Investimenti sostenibili

Basta scuse: il clima deve diventare una priorità, anche per fondi e aziende

Le aziende e investitori che chiudono gli occhi di fronte ai cambiamenti climatici, ormai, non hanno più alibi. Grazie agli enti internazionali e alle società specializzate come Morningstar, si moltiplicano gli strumenti e le risorse per agire, adesso.

Da anni, negli ambienti della finanza, una frase risuona come un mantra: i cambiamenti climatici mettono a rischio non solo la salute del nostro Pianeta, ma anche i profitti di aziende e investitori. Per fare un solo esempio, che intasca i dividendi dei colossi del carbone deve rassegnarsi al fatto che, di anno in anno, questa fonte di energia verrà relegata sempre più ai margini e quindi sarà sempre meno un affare. E prevenire questo genere di danni è decisamente più saggio e conveniente rispetto a stare con le mani in mano, per poi tentare di correre ai ripari quando è ormai troppo tardi. Fino a un po’ di tempo fa, però, questo ragionamento suonava inevitabilmente astratto. Ora, non è più così. Esistono report, studi, rating, linee guida capaci di identificare quelle aziende e quei fondi che sono ancora troppo dipendenti da un modello economico ormai superato, indicando loro – passo dopo passo – la strada giusta per cambiare, rispondendo alle sfide del presente. Gli ultimi segnali in ordine di tempo arrivano da due nomi di tutto rispetto: Morningstar e la Task Force on Climate Related Financial Disclosures (Tcfd).

Climate Action 100+
Una mobilitazione per il clima ® Joe Brusky / Flickr

Morningstar dà i voti ai portafogli dei fondi

Ormai è universalmente noto: i cambiamenti climatici rappresentano un rischio finanziario vero e proprio. Ma come fanno gli investitori a capire se il loro portafoglio è pesantemente esposto a questi rischi o se, al contrario, sia coerente con un futuro a basse emissioni di carbonio? La risposta arriva da Morningstar. La società, una delle più celebri al mondo nel campo delle ricerche finanziarie indipendenti, all’inizio di maggio ha lanciato un vero e proprio indicatore ad hoc, che prende il nome di Morningstar® Portfolio Carbon Risk Score. Questo punteggio, basato sulle valutazioni della società specializzata Sustainalytics, in prima battuta verrà applicato a circa 30mila fondi. Per ora quelli europei si stanno dimostrando più preparati, a differenza di quelli dei mercati asiatici ed emergenti, che scontano parecchi ritardi. Gli Usa, invece, si collocano all’incirca a metà classifica.

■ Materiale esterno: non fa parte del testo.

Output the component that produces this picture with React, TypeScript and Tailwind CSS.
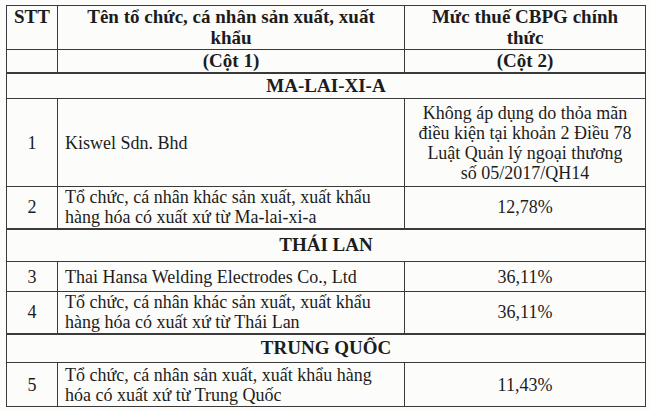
import React from 'react';

type Row =
  | { kind: 'section'; title: string; h: number }
  | { kind: 'item'; stt: string; name: React.ReactNode; rate: React.ReactNode; h: number };

const rows: Row[] = [
  { kind: 'section', title: 'MA-LAI-XI-A', h: 26 },
  {
    kind: 'item',
    stt: '1',
    name: 'Kiswel Sdn. Bhd',
    rate: (
      <>
        Không áp dụng do thỏa mãn
        <br />
        điều kiện tại khoản 2 Điều 78
        <br />
        Luật Quản lý ngoại thương
        <br />
        số 05/2017/QH14
      </>
    ),
    h: 88,
  },
  {
    kind: 'item',
    stt: '2',
    name: (
      <>
        Tổ chức, cá nhân khác sản xuất, xuất khẩu
        <br />
        hàng hóa có xuất xứ từ Ma-lai-xi-a
      </>
    ),
    rate: '12,78%',
    h: 42,
  },
  { kind: 'section', title: 'THÁI LAN', h: 33 },
  { kind: 'item', stt: '3', name: 'Thai Hansa Welding Electrodes Co., Ltd', rate: '36,11%', h: 30 },
  {
    kind: 'item',
    stt: '4',
    name: (
      <>
        Tổ chức, cá nhân khác sản xuất, xuất khẩu
        <br />
        hàng hóa có xuất xứ từ Thái Lan
      </>
    ),
    rate: '36,11%',
    h: 42,
  },
  { kind: 'section', title: 'TRUNG QUỐC', h: 29 },
  {
    kind: 'item',
    stt: '5',
    name: (
      <>
        Tổ chức, cá nhân sản xuất, xuất khẩu hàng
        <br />
        hóa có xuất xứ từ Trung Quốc
      </>
    ),
    rate: '11,43%',
    h: 44,
  },
];

const cell = 'border border-[#3a3a3a] p-0 align-middle';

export default function App() {
  return (
    <div
      className="w-[650px] h-[411px] bg-[#fcfcfb] pt-[5px] pl-[6px] text-[#1c1c1c] text-[18px] leading-[20px]"
      style={{ fontFamily: '"Liberation Serif", "Times New Roman", serif' }}
    >
      <table className="border-collapse table-fixed w-[639px]">
        <colgroup>
          <col className="w-[51px]" />
          <col className="w-[347px]" />
          <col className="w-[241px]" />
        </colgroup>
        <thead className="font-bold text-[19px]">
          {/* Header */}
          <tr className="h-[44px] leading-[21px]">
            <td className={`${cell} text-center !align-top`}>STT</td>
            <td className={`${cell} text-center !align-top`}>
              Tên tổ chức, cá nhân sản xuất, xuất
              <br />
              khẩu
            </td>
            <td className={`${cell} text-center !align-top`}>
              Mức thuế CBPG chính
              <br />
              thức
            </td>
          </tr>
          <tr className="h-[23px]">
            <td className={cell}></td>
            <td className={`${cell} text-center`}>(Cột 1)</td>
            <td className={`${cell} text-center`}>(Cột 2)</td>
          </tr>
        </thead>
        <tbody>
          {rows.map((r, i) =>
            r.kind === 'section' ? (
              <tr key={i} style={{ height: r.h }}>
                <td colSpan={3} className={`${cell} text-center font-bold text-[19px] border-t-2`}>
                  {r.title}
                </td>
              </tr>
            ) : (
              <tr key={i} style={{ height: r.h }}>
                <td className={`${cell} text-center`}>{r.stt}</td>
                <td className={`${cell} pl-[7px] whitespace-nowrap`}>{r.name}</td>
                <td className={`${cell} text-center whitespace-nowrap`}>{r.rate}</td>
              </tr>
            ),
          )}
        </tbody>
      </table>
    </div>
  );
}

E non è finita qui: la società assegnerà una sorta di “sigillo di garanzia” (chiamato Morningstar® Low Carbon Designation™) ai portafogli più virtuosi, che ottengono un carbon risk score basso e non sono particolarmente legati ai combustibili fossili, perché le società al loro interno si stanno attrezzando per far fronte agli impegni presi con l’Accordo di Parigi.

Le aziende hanno a disposizione centinaia di guide, corsi e report

Se i fondi investono nei titoli delle aziende, ciò significa che – risalendo verso la fonte – sono le aziende a dover identificare in modo puntuale i rischi legati ai cambiamenti climatici, per poi metterli nero su bianco. Questo sia per responsabilità verso gli investitori, sia per potersi attrezzare di conseguenza.

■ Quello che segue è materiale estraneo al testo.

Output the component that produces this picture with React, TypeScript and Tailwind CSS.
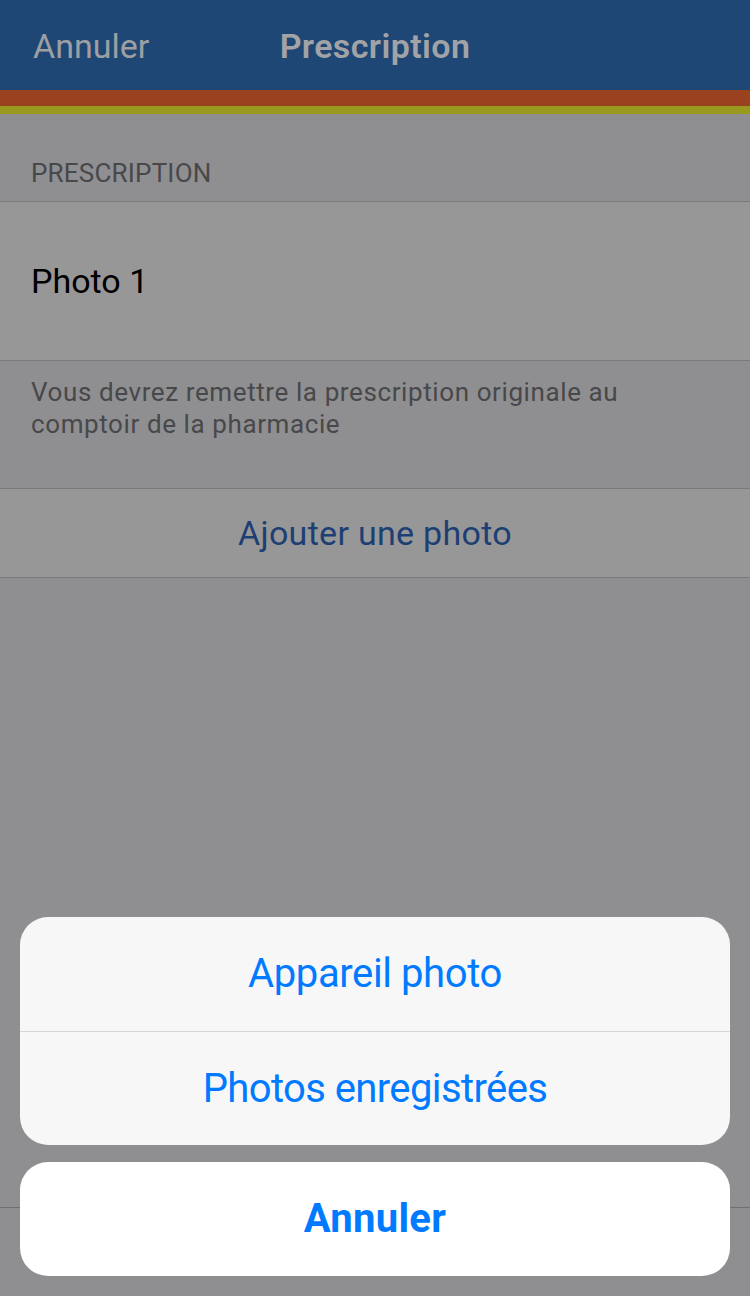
const font = { fontFamily: "Roboto, 'Liberation Sans', sans-serif" };

const App = () => {
  return (
    <main
      className="relative h-[1296px] w-[750px] overflow-hidden bg-[#8f8f91] flex flex-col"
      style={font}
    >
      {/* Nav bar */}
      <header className="h-[90px] bg-[#1f4775] flex items-center relative shrink-0 pt-[2px]">
        <span className="ml-[33px] text-[34px] text-[#9d9fa3]">Annuler</span>
        <span className="absolute left-0 right-0 text-center text-[34px] font-semibold text-[#a2a3a6] tracking-[0.4px]">
          Prescription
        </span>
      </header>
      <div className="h-[16px] bg-[#9a411f] shrink-0" />
      <div className="h-[8px] bg-[#9a991f] shrink-0" />

      {/* Section header */}
      <div className="h-[87px] flex items-end pb-[8px] px-[31px] text-[26px] text-[#48484a] tracking-[0.2px]">
        PRESCRIPTION
      </div>

      <div className="h-[160px] bg-[#979797] border-y border-[#7a7a7c] flex items-center px-[31px] text-[34px] text-black">
        Photo 1
      </div>

      {/* Footer */}
      <div className="h-[127px] px-[31px] pt-[15px] text-[26px] leading-[32px] text-[#48484a] tracking-[0.6px]">
        Vous devrez remettre la prescription originale au
        <br />
        comptoir de la pharmacie
      </div>

      <div className="h-[90px] bg-[#979797] border-y border-[#7a7a7c] flex items-center justify-center text-[34px] text-[#1d3f74] tracking-[0.3px]">
        Ajouter une photo
      </div>

      <div className="flex-1" />
      {/* Toolbar under the sheet */}
      <div className="h-[89px] border-t border-[#707072] shrink-0" />

      {/* Action sheet */}
      <div className="absolute left-[20px] right-[20px] bottom-[20px] flex flex-col gap-[17px]">
        <div className="bg-[#f7f7f7] rounded-[28px] overflow-hidden flex flex-col">
          <button className="h-[114px] flex items-center justify-center text-[40px] text-[#007aff] tracking-[-0.4px]">
            Appareil photo
          </button>
          <div className="h-px bg-[#d6d6d8]" />
          <button className="h-[113px] flex items-center justify-center text-[40px] text-[#007aff] tracking-[-0.6px]">
            Photos enregistrées
          </button>
        </div>
        <button className="h-[114px] bg-white rounded-[28px] flex items-center justify-center text-[40px] font-bold text-[#007aff] tracking-[0.3px]">
          Annuler
        </button>
      </div>
    </main>
  );
};

export default App;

Un grande aiuto in questo senso è arrivato dalla Task Force on Climate Related Financial Disclosures (Tcfd), istituita dal Financial Stability Board del G20 e presieduta da Michael Bloomberg. Dopo mesi e mesi di lavoro, nell’estate 2017 è stato pubblicato il report finale che contiene tutte le linee guida (volontarie) da seguire. Ora, un altro importante passo avanti: un portale web, chiamato TCFD Knowledge Hub, che mette a disposizione tutti gli strumenti per tradurre queste raccomandazioni nel lavoro quotidiano.

Stiamo parlando di oltre 300 risorse – tra riferimenti normativi, video, report, corsi e così via – pubblicate da enti internazionali, associazioni di categoria, università, consulenti e altre aziende. Chiunque può selezionare quelle che ritiene più utili, sulla base del settore in cui opera o dell’area su cui vuole intervenire. Il sito è gestito dal consorzio internazionale Climate Disclosure Standards Board. Secondo Business Green, ad oggi circa 275 aziende, e 47 organizzazioni di altro tipo, hanno sottoscritto le linee guida della Task Force. L’auspicio è che questa platea si allarghi, proprio perché questo compito sta diventando sempre più semplice da portare avanti.